▶ _Written problem_
Reproduce the full listing below unchanged, apart from the pictures.

▶ _Provided data_
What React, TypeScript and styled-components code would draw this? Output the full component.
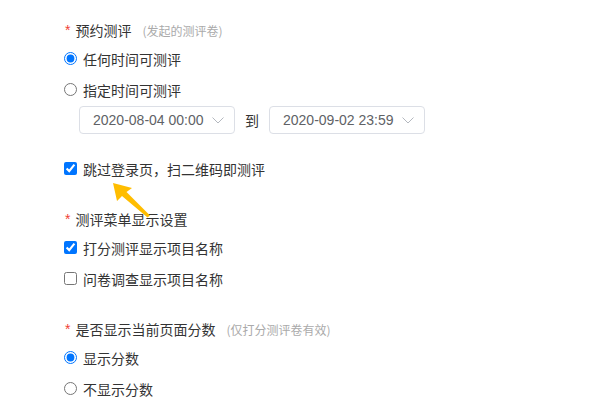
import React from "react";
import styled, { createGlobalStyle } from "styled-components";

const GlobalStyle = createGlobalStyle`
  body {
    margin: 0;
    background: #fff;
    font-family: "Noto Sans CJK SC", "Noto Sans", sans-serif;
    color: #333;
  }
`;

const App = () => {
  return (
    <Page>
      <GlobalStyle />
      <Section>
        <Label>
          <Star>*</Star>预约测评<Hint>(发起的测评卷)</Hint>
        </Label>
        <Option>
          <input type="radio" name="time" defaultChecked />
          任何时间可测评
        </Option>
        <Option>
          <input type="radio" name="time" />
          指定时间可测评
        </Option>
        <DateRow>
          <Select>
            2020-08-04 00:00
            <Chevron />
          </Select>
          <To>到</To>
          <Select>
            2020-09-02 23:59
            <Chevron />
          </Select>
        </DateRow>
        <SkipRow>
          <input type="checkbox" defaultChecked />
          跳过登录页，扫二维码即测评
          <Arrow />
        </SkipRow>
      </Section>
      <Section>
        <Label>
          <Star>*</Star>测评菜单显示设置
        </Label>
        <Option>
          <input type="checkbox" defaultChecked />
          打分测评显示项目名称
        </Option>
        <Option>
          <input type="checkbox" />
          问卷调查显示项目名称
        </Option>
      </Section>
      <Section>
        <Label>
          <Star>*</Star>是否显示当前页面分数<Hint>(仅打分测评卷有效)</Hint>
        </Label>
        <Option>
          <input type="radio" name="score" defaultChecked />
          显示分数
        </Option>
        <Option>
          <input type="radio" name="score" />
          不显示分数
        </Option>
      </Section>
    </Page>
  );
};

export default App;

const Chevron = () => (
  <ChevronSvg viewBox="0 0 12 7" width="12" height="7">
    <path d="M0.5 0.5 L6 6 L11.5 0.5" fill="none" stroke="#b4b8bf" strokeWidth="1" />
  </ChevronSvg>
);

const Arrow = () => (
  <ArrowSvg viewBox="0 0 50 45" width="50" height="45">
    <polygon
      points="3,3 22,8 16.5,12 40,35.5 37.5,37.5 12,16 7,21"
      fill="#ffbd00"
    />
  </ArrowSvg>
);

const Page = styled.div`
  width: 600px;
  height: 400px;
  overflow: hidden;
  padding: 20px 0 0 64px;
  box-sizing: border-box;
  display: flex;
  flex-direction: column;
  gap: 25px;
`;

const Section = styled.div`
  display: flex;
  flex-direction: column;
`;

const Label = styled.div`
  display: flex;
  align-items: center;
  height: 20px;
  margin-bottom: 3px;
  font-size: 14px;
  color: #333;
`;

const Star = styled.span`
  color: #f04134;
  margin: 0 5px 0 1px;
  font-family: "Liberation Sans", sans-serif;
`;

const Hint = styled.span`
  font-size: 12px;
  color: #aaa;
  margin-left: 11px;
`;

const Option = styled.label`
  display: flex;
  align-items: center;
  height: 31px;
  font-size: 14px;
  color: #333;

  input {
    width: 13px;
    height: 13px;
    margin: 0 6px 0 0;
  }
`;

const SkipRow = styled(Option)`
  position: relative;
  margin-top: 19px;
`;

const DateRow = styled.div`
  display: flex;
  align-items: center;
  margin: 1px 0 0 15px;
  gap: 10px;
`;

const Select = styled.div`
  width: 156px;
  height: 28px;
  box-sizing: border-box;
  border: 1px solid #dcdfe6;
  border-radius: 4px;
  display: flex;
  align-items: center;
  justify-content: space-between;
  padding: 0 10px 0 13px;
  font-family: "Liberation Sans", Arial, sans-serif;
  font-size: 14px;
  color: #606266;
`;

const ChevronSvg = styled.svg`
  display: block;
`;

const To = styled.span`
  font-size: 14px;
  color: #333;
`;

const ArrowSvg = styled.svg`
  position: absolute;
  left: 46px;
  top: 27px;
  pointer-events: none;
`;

▶ _Solution below_
What React, TypeScript and styled-components code would draw this? Output the full component.
import React from "react";
import styled, { createGlobalStyle } from "styled-components";

const GlobalStyle = createGlobalStyle`
  body {
    margin: 0;
    background: #fff;
    font-family: "Noto Sans CJK SC", "Noto Sans", sans-serif;
    color: #333;
  }
`;

const App = () => {
  return (
    <Page>
      <GlobalStyle />
      <Section>
        <Label>
          <Star>*</Star>预约测评<Hint>(发起的测评卷)</Hint>
        </Label>
        <Option>
          <input type="radio" name="time" defaultChecked />
          任何时间可测评
        </Option>
        <Option>
          <input type="radio" name="time" />
          指定时间可测评
        </Option>
        <DateRow>
          <Select>
            2020-08-04 00:00
            <Chevron />
          </Select>
          <To>到</To>
          <Select>
            2020-09-02 23:59
            <Chevron />
          </Select>
        </DateRow>
        <SkipRow>
          <input type="checkbox" defaultChecked />
          跳过登录页，扫二维码即测评
          <Arrow />
        </SkipRow>
      </Section>
      <Section>
        <Label>
          <Star>*</Star>测评菜单显示设置
        </Label>
        <Option>
          <input type="checkbox" defaultChecked />
          打分测评显示项目名称
        </Option>
        <Option>
          <input type="checkbox" />
          问卷调查显示项目名称
        </Option>
      </Section>
      <Section>
        <Label>
          <Star>*</Star>是否显示当前页面分数<Hint>(仅打分测评卷有效)</Hint>
        </Label>
        <Option>
          <input type="radio" name="score" defaultChecked />
          显示分数
        </Option>
        <Option>
          <input type="radio" name="score" />
          不显示分数
        </Option>
      </Section>
    </Page>
  );
};

export default App;

const Chevron = () => (
  <ChevronSvg viewBox="0 0 12 7" width="12" height="7">
    <path d="M0.5 0.5 L6 6 L11.5 0.5" fill="none" stroke="#b4b8bf" strokeWidth="1" />
  </ChevronSvg>
);

const Arrow = () => (
  <ArrowSvg viewBox="0 0 50 45" width="50" height="45">
    <polygon
      points="3,3 22,8 16.5,12 40,35.5 37.5,37.5 12,16 7,21"
      fill="#ffbd00"
    />
  </ArrowSvg>
);

const Page = styled.div`
  width: 600px;
  height: 400px;
  overflow: hidden;
  padding: 20px 0 0 64px;
  box-sizing: border-box;
  display: flex;
  flex-direction: column;
  gap: 25px;
`;

const Section = styled.div`
  display: flex;
  flex-direction: column;
`;

const Label = styled.div`
  display: flex;
  align-items: center;
  height: 20px;
  margin-bottom: 3px;
  font-size: 14px;
  color: #333;
`;

const Star = styled.span`
  color: #f04134;
  margin: 0 5px 0 1px;
  font-family: "Liberation Sans", sans-serif;
`;

const Hint = styled.span`
  font-size: 12px;
  color: #aaa;
  margin-left: 11px;
`;

const Option = styled.label`
  display: flex;
  align-items: center;
  height: 31px;
  font-size: 14px;
  color: #333;

  input {
    width: 13px;
    height: 13px;
    margin: 0 6px 0 0;
  }
`;

const SkipRow = styled(Option)`
  position: relative;
  margin-top: 19px;
`;

const DateRow = styled.div`
  display: flex;
  align-items: center;
  margin: 1px 0 0 15px;
  gap: 10px;
`;

const Select = styled.div`
  width: 156px;
  height: 28px;
  box-sizing: border-box;
  border: 1px solid #dcdfe6;
  border-radius: 4px;
  display: flex;
  align-items: center;
  justify-content: space-between;
  padding: 0 10px 0 13px;
  font-family: "Liberation Sans", Arial, sans-serif;
  font-size: 14px;
  color: #606266;
`;

const ChevronSvg = styled.svg`
  display: block;
`;

const To = styled.span`
  font-size: 14px;
  color: #333;
`;

const ArrowSvg = styled.svg`
  position: absolute;
  left: 46px;
  top: 27px;
  pointer-events: none;
`;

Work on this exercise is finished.